Po budowie, zwłaszcza trwającej kilka lat, działka może być bardzo zachwaszczona. Chwasty trzeba zwalczyć jeszcze przed przystąpieniem do spulchniania ziemi, żeby dodatkowo nie rozmnożyć ekspansywnych i trudnych do usunięcia gatunków, np. perzu. Ponieważ wyciąganie z ziemi rozłogów jest niezwykle pracochłonne, najlepiej zastosować herbicydy o działaniu układowym, takie jak Roundup (niszczy wszystkie rośliny) lub Fusilade (działa tylko na gatunki jednoliścienne np. perz). Pamiętajmy, że od oprysku musi upłynąć 3 – 4 tygodnie, zanim będziemy mogli spulchniać glebę. Gdy zastosujemy herbicydy o działaniu kontaktowym (np. Reglone), rośliny zgina już po 1 – 2 dniach, ale korzenie pozostaną żywe i chwasty po jakimś czasie odrosną. Przed sadzeniem roślin ziemia powinna być przekopana na głębokość co najmniej 20 cm, czyli na tzw. jeden sztych szpadla. Przedtem dodajmy do niej wszystkie potrzebne składniki – torf, nawozy, ziemię kompostową itd. Szczególnie starannie przygotujmy glebę tam, gdzie w przyszłości powstanie trawnik i rabaty bylinowe. Miejsca, w których zamierzamy posadzić duże drzewa, musimy przygotować nieco inaczej. Oczywiście tam, gdzie będą rosły rośliny lubiące kwaśne podłoże (np. rododendrony lub wrzosy), musimy stosować jedynie torf kwaśny, o pH 3,5 – 4,5. Nie wolno zaś sypać torfu odkwaszonego ani nawozów zawierających wapń (wapno ogrodowe, saletra wapniowa). Z nawozów mineralnych, które powinniśmy dodawać w trakcie spulchniania ziemi, najlepsze są preparaty wieloskładnikowe, np. Azofoska. Wiele osób zadaje sobie pytanie, ile ich dodać. Najczęściej zaleca się zmieszać z ziemią połowę rocznej dawki nawozu, czyli około 5 kg/100 m².

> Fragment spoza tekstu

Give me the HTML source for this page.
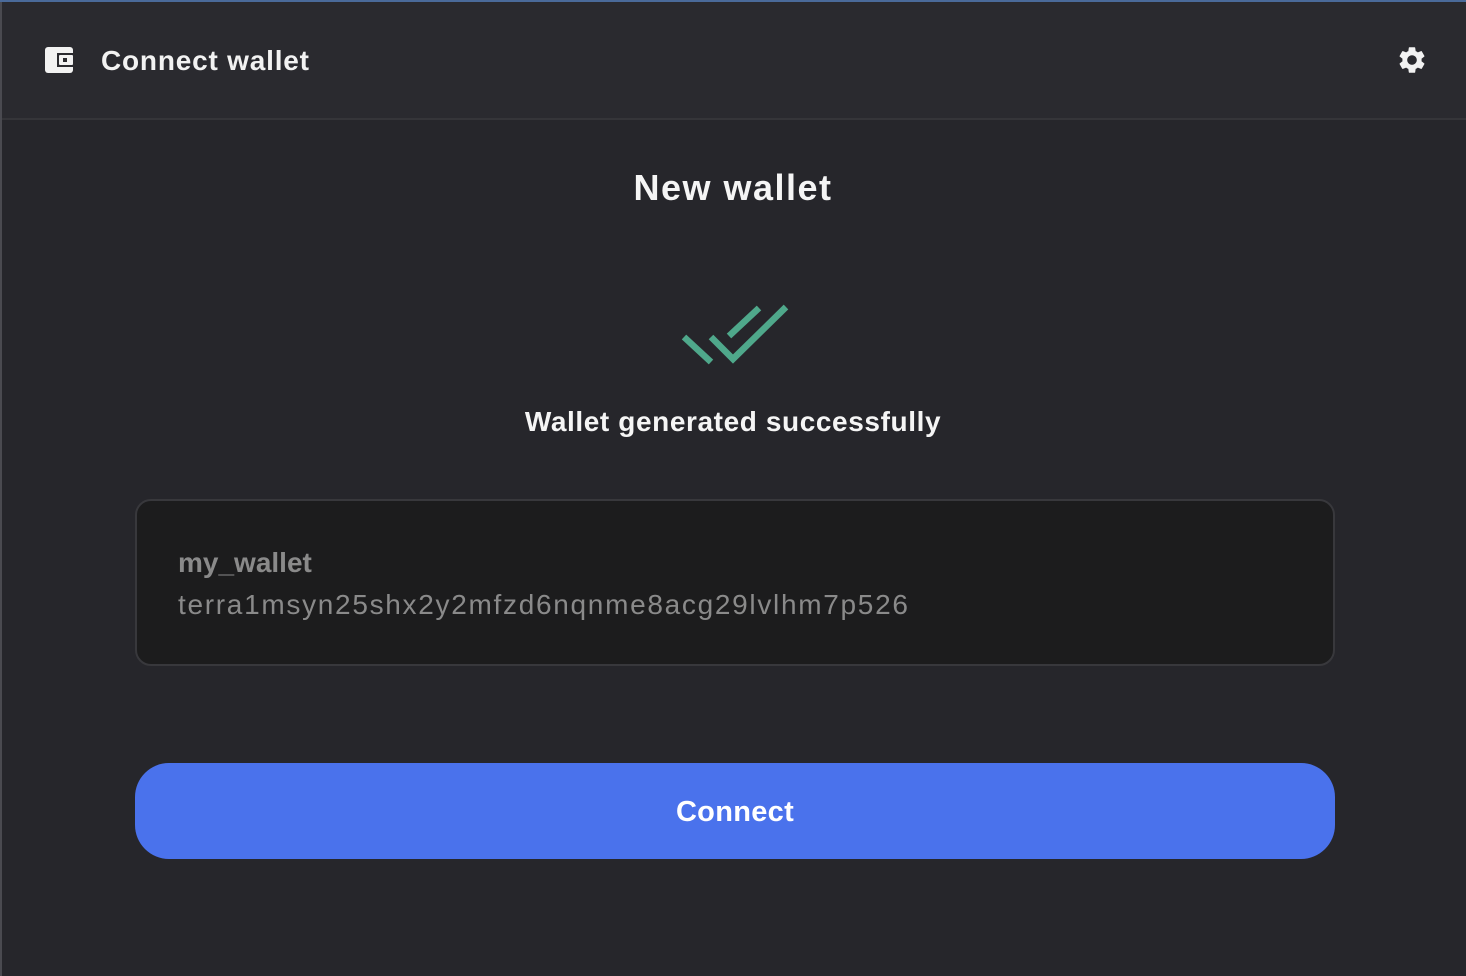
<!DOCTYPE html>
<html><head><meta charset="utf-8"><style>
html,body{margin:0;padding:0;}
body{width:1466px;height:976px;background:#26262b;position:relative;overflow:hidden;font-family:"Liberation Sans",sans-serif;}
.top{position:absolute;left:0;top:0;width:1466px;height:2px;background:#4a6a9a;}
.lb{position:absolute;left:0;top:2px;width:2px;height:974px;background:#4a4a50;}
.hdr{position:absolute;left:2px;top:2px;right:0;height:116px;background:#2a2a2f;border-bottom:2px solid #353539;}
.ht{position:absolute;left:99px;top:43px;font-size:28px;font-weight:bold;color:#f2f2f2;letter-spacing:0.8px;}
.title{position:absolute;left:0;width:1466px;top:167px;text-align:center;font-size:36px;font-weight:bold;color:#f5f5f5;letter-spacing:1.5px;}
.sub{position:absolute;left:0;width:1466px;top:406px;text-align:center;font-size:28px;font-weight:bold;color:#f5f5f5;letter-spacing:0.6px;}
.card{position:absolute;left:135px;top:499px;width:1196px;height:163px;background:#1c1c1d;border:2px solid #38383c;border-radius:16px;}
.n{position:absolute;left:41px;top:46px;font-size:28px;font-weight:bold;color:#8a8a8a;}
.a{position:absolute;left:41px;top:88px;font-size:28px;color:#8a8a8a;letter-spacing:1.7px;}
.btn{position:absolute;left:135px;top:763px;width:1200px;height:96px;background:#4a72ec;border-radius:34px;color:#fff;text-align:center;line-height:98px;font-size:29px;font-weight:bold;letter-spacing:0.3px;}
</style></head><body>
<div class="top"></div>
<div class="hdr">
<svg style="position:absolute;left:41px;top:43px" width="32" height="30" viewBox="0 0 32 30"><rect x="2" y="2" width="28" height="26" rx="3" fill="#f2f2f2"/><rect x="14" y="8" width="16" height="14" fill="#2a2a2f"/><rect x="16" y="10" width="14" height="10" rx="1" fill="#f2f2f2"/><rect x="20" y="13" width="4" height="4" fill="#2a2a2f"/></svg>
<div class="ht">Connect wallet</div>
<svg style="position:absolute;left:1394px;top:42px" width="32" height="32" viewBox="0 0 24 24"><path fill="#f2f2f2" d="M19.14 12.94c.04-.3.06-.61.06-.94 0-.32-.02-.64-.07-.94l2.03-1.58a.49.49 0 0 0 .12-.61l-1.92-3.32a.488.488 0 0 0-.59-.22l-2.39.96c-.5-.38-1.030-.7-1.62-.94l-.36-2.54a.484.484 0 0 0-.48-.41h-3.84c-.24 0-.43.17-.47.41l-.36 2.54c-.59.24-1.13.57-1.62.94l-2.39-.96c-.22-.08-.47 0-.59.22L2.74 8.87c-.12.21-.08.47.12.61l2.030 1.58c-.05.3-.09.63-.09.94s.02.64.07.94l-2.03 1.58a.49.49 0 0 0-.12.61l1.92 3.32c.12.22.37.29.59.22l2.39-.96c.5.38 1.03.7 1.62.94l.36 2.54c.05.24.24.41.48.41h3.84c.24 0 .44-.17.47-.41l.36-2.54c.59-.24 1.13-.56 1.62-.94l2.39.96c.22.08.47 0 .59-.22l1.92-3.32c.12-.22.07-.47-.12-.61l-2.01-1.58zM12 15.6c-1.98 0-3.6-1.62-3.6-3.6s1.62-3.6 3.6-3.6 3.6 1.62 3.6 3.6-1.62 3.6-3.6 3.6z"/></svg>
</div>
<div class="lb"></div>
<div class="title">New wallet</div>
<svg style="position:absolute;left:660px;top:290px" width="150" height="90"><g stroke="#4fa88b" stroke-width="6.5" fill="none" stroke-linecap="butt"><path d="M684 337 L711 362" transform="translate(-660,-290)"/><path d="M711 337 L733 359 L786 307" transform="translate(-660,-290)"/><path d="M729 336 L759 308" transform="translate(-660,-290)"/></g></svg>
<div class="sub">Wallet generated successfully</div>
<div class="card"><div class="n">my_wallet</div><div class="a">terra1msyn25shx2y2mfzd6nqnme8acg29lvlhm7p526</div></div>
<div class="btn">Connect</div>
</body></html>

Gdy ziemia jest naprawdę jałowa, o strukturze rozsypującego się piasku, z pewnością korzystne okaże się wysianie tzw. przedplonu, czyli roślin, które później przekopiemy na zielony nawóz. Do tego celu szczególnie nadają się rośliny motylkowe – łubin, wyka, seradela, lub mieszanki – np. łubin z gorczycą. Dobre są też: żyto, gorczyca, facelia. Przekopuje się je, gdy osiągną co najmniej 20 cm wysokości, i dokładnie grabi całą powierzchnię. W ten sposób zapobiegamy wyparowaniu wody z ziemi – wysycha jedynie cienka, wierzchnia warstwa gleby.
Gdy wszystko jest gotowe, możemy siać i sadzić rośliny.